Asymmetric ties For practical or
personal reasons, older Vietnamese had to bury
their bitter war memories. For those born after
the war - now more than 60% of the country's 91
million population - America is perceived quite
differently.
While young Vietnamese learn
in school that the ruling Communist Party drove
out imperialist Americans, outside of school the
spread of US soft power, seen in proliferating KFC
restaurants, Hollywood films, and knock-off
iPhones, has offered a sort of pro-US education.
This younger generation is less likely to
view the US through the lens of history, and more
likely through the prism of desirable cultural
exports.
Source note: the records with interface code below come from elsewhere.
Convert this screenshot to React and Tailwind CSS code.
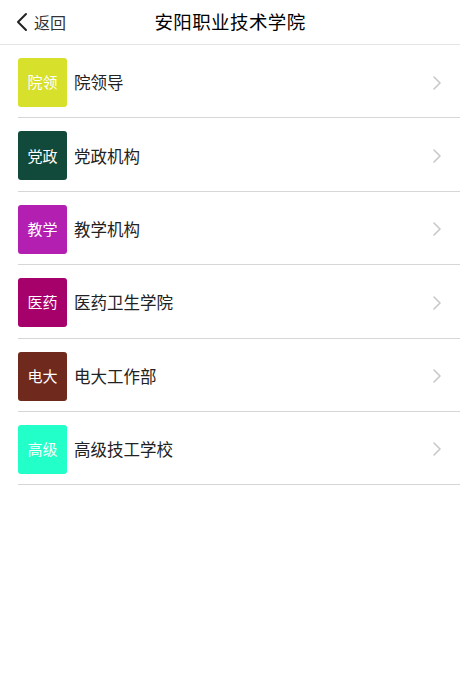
import React from "react";

const items = [
  { short: "院领", name: "院领导", color: "bg-[#d7e02a]" },
  { short: "党政", name: "党政机构", color: "bg-[#114a3b]" },
  { short: "教学", name: "教学机构", color: "bg-[#b21fb1]" },
  { short: "医药", name: "医药卫生学院", color: "bg-[#a6006a]" },
  { short: "电大", name: "电大工作部", color: "bg-[#6f2a1d]" },
  { short: "高级", name: "高级技工学校", color: "bg-[#22ffc9]" },
];

const App = () => {
  return (
    <div
      className="min-h-screen bg-white"
      style={{ fontFamily: '"Noto Sans CJK SC", "Noto Sans", sans-serif' }}
    >
      {/* Header */}
      <header className="relative h-[45px] flex items-center justify-center border-b border-[#e4e4e4]">
        <div className="absolute left-[15px] top-0 h-full flex items-center text-[#333] cursor-pointer">
          <svg width="14" height="20" viewBox="0 0 14 20" fill="none">
            <path d="M11 2 L3 10 L11 18" stroke="#222" strokeWidth="2" strokeLinecap="round" strokeLinejoin="round" />
          </svg>
          <span className="ml-[5px] text-[16px] text-[#333]">返回</span>
        </div>
        <h1 className="text-[18.5px] font-normal text-black tracking-[0.4px]">安阳职业技术学院</h1>
      </header>

      {/* List */}
      <ul className="pl-[18px]">
        {items.map((item) => (
          <li key={item.name} className="border-b border-[#d6d6d6]">
            <div className="flex items-center pt-[13px] pb-[10.4px] pr-[18px]">
              <div
                className={`w-[49px] h-[49px] rounded-[3px] ${item.color} flex items-center justify-center text-white text-[15px]`}
              >
                {item.short}
              </div>
              <span className="ml-[7px] flex-1 text-[16.5px] text-[#222]">{item.name}</span>
              <svg width="10" height="16" viewBox="0 0 10 16" fill="none">
                <path d="M2 2 L8 8 L2 14" stroke="#c8c8cc" strokeWidth="1.6" strokeLinecap="round" strokeLinejoin="round" />
              </svg>
            </div>
          </li>
        ))}
      </ul>
    </div>
  );
};

export default App;
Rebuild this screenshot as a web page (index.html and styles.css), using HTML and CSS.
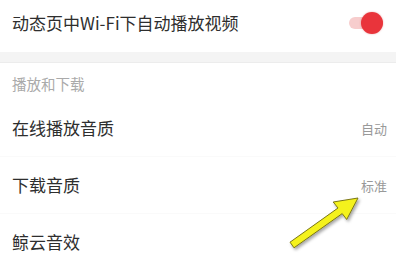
FILE: index.html
```html
<!DOCTYPE html>
<html lang="zh-CN">
  <head>
    <meta charset="UTF-8" />
    <meta name="viewport" content="width=device-width, initial-scale=1.0" />
    <title>设置</title>
    <link rel="stylesheet" href="styles.css">
  </head>
  <body>
    <div class="settings">
      <div class="row row-top">
        <span class="label">动态页中Wi-Fi下自动播放视频</span>
        <span class="switch on"><span class="knob"></span></span>
      </div>
      <div class="band"></div>

      <div class="section-title">播放和下载</div>
      <div class="row">
        <span class="label">在线播放音质</span>
        <span class="value">自动</span>
      </div>
      <div class="row">
        <span class="label">下载音质</span>
        <span class="value">标准</span>
      </div>
      <div class="row">
        <span class="label">鲸云音效</span>
      </div>

      <!-- annotation arrow drawn over the list -->
      <svg class="arrow" width="396" height="262" viewBox="0 0 396 262">
        <defs>
          <filter id="shade" x="-20%" y="-20%" width="140%" height="140%">
            <feDropShadow dx="1.5" dy="2" stdDeviation="1.6" flood-color="#000" flood-opacity="0.35" />
          </filter>
        </defs>
        <polygon
          points="290,242.2 338,208 333.2,202 358,198 346.7,219.5 342.2,213.6 294,247.8"
          fill="#f4f21a" stroke="#7a7614" stroke-width="1" stroke-linejoin="round"
          filter="url(#shade)" />
      </svg>
    </div>
  </body>
</html>
```

FILE: styles.css
```css
* {
  box-sizing: border-box;
}

body {
  margin: 0;
  background: #fff;
  font-family: 'Noto Sans CJK SC', 'Noto Sans', sans-serif;
  color: #333;
}

.settings {
  position: relative;
  width: 396px;
  height: 262px;
  overflow: hidden;
}

.row {
  display: flex;
  align-items: center;
  justify-content: space-between;
  height: 57px;
  padding: 0 9px 0 12px;
  border-bottom: 1px solid #fafafa;
}

.row-top {
  height: 52px;
  padding-bottom: 6px;
  border-bottom: none;
}

.label {
  font-size: 17px;
  line-height: 24px;
  color: #2e2e2e;
}

.value {
  font-size: 13px;
  color: #999;
}

.switch {
  position: relative;
  width: 38px;
  height: 22px;
  margin-right: 2px;
}

.switch::before {
  content: '';
  position: absolute;
  left: 2px;
  top: 5px;
  width: 34px;
  height: 12px;
  border-radius: 6px;
  background: #f7cdcd;
}

.switch .knob {
  position: absolute;
  right: 2px;
  top: 0;
  width: 22px;
  height: 22px;
  border-radius: 50%;
  background: #e9343b;
  box-shadow: 0 0 2px rgba(200, 40, 40, 0.4);
}

.band {
  height: 11px;
  background: #f4f4f4;
  border-bottom: 1px solid #ececec;
}

.section-title {
  padding: 11px 12px 6px;
  font-size: 14.5px;
  line-height: 20px;
  color: #aaa;
}

.arrow {
  position: absolute;
  left: 0;
  top: 0;
  pointer-events: none;
}
```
They blare old Backstreet Boys hit songs
from their shop fronts, flock to Batman
premieres at local cinemas, and share with one
another copies of the Twilight book series.
This is sharply contrasted with the US's
still dominant war literature (Dispatches,
The Things They Carried) and films (Full
Metal Jacket, Apocalypse Now) that
Americans largely continue to associate with
Vietnam. That, coupled with their exposure to
embittered South Vietnamese who lost the war and
settled in the US, have largely shaped American
perceptions of the country.
That
Americans' awareness is often limited to the war
is thus logical. One cannot expect a symmetric
relationship between a global hegemon with a gross
domestic product of US$15 trillion and a small,
liberalizing Southeast Asian nation slowly
emerging from least developed country status.
Vietnamese might read a half-dozen
articles about the US in their newspapers on any
given day. That's more than Americans probably
will read about Vietnam in one month, and even
then the stories often deal with the return of US
veterans' remains or still ongoing efforts to rid
the country of unexploded ordnance, land mines and
Agent Orange left over from the war.
One
upshot of those divergent information flows is
that your average Vietnamese knows a lot more
about the US than the past conflict. For the US,
media attention is still often drawn to the
visceral memories of war. But even in the US there
will come a time when the majority of the
population has been born after the Vietnam War,
allowing for an easier convergence of interests
and perceptions.
Lien Hoang is a
reporter covering Southeast Asia. Connect with her
at Twitter.com/lienh.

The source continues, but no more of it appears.